Learning to Generate Images of Outdoor Scenes from Attributes and Semantic Layouts
Levent Karacan, Zeynep Akata, Aykut Erdem, Erkut Erdem
TL;DR
This paper tackles automatic outdoor scene synthesis by conditioning image generation on semantic layouts and transient scene attributes. It introduces AL-CGAN, a conditional GAN where the generator uses layout and attribute conditioning and a Siamese discriminator fuses image and conditioning features, enabling precise object boundaries and diverse appearances. The model is trained on a fusion of ADE20K outdoor images and Transient Attributes data, demonstrating layout-controlled drawing of scene elements and attribute-driven appearance changes, including incremental scene editing.
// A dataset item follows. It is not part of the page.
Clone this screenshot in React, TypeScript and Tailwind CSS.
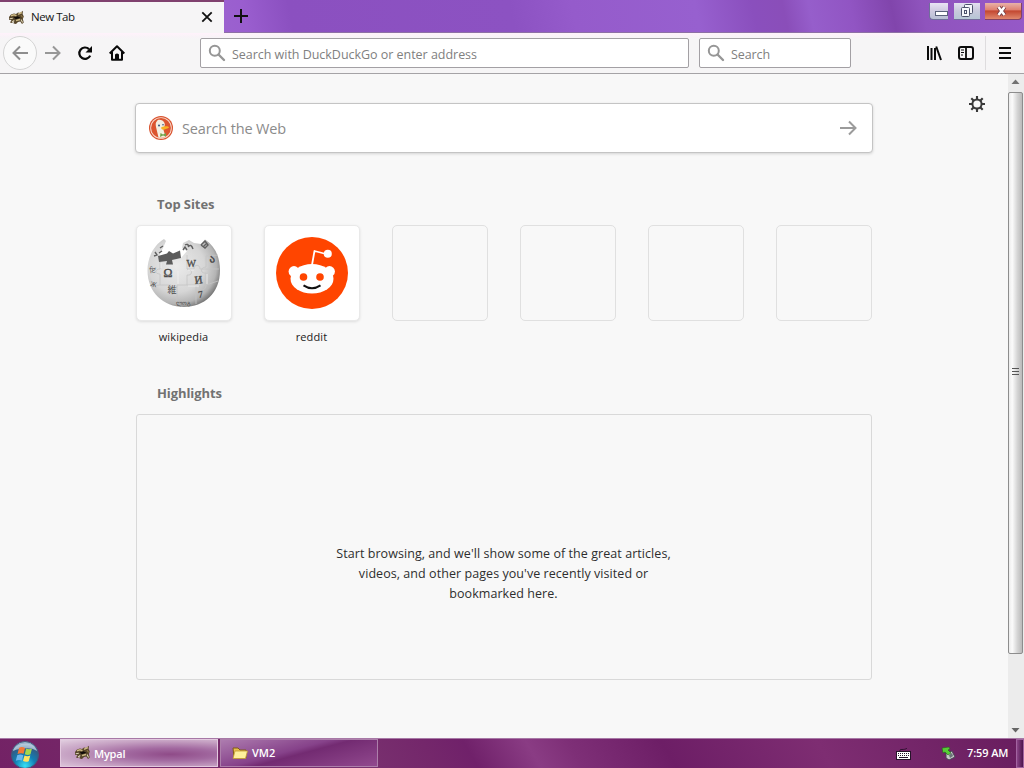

An ablation study shows that both layout and attribute conditioning improve realism, with future work aiming to extend to natural language conditioning.
Abstract
Automatic image synthesis research has been rapidly growing with deep networks getting more and more expressive. In the last couple of years, we have observed images of digits, indoor scenes, birds, chairs, etc. being automatically generated. The expressive power of image generators have also been enhanced by introducing several forms of conditioning variables such as object names, sentences, bounding box and key-point locations. In this work, we propose a novel deep conditional generative adversarial network architecture that takes its strength from the semantic layout and scene attributes integrated as conditioning variables. We show that our architecture is able to generate realistic outdoor scene images under different conditions, e.g. day-night, sunny-foggy, with clear object boundaries.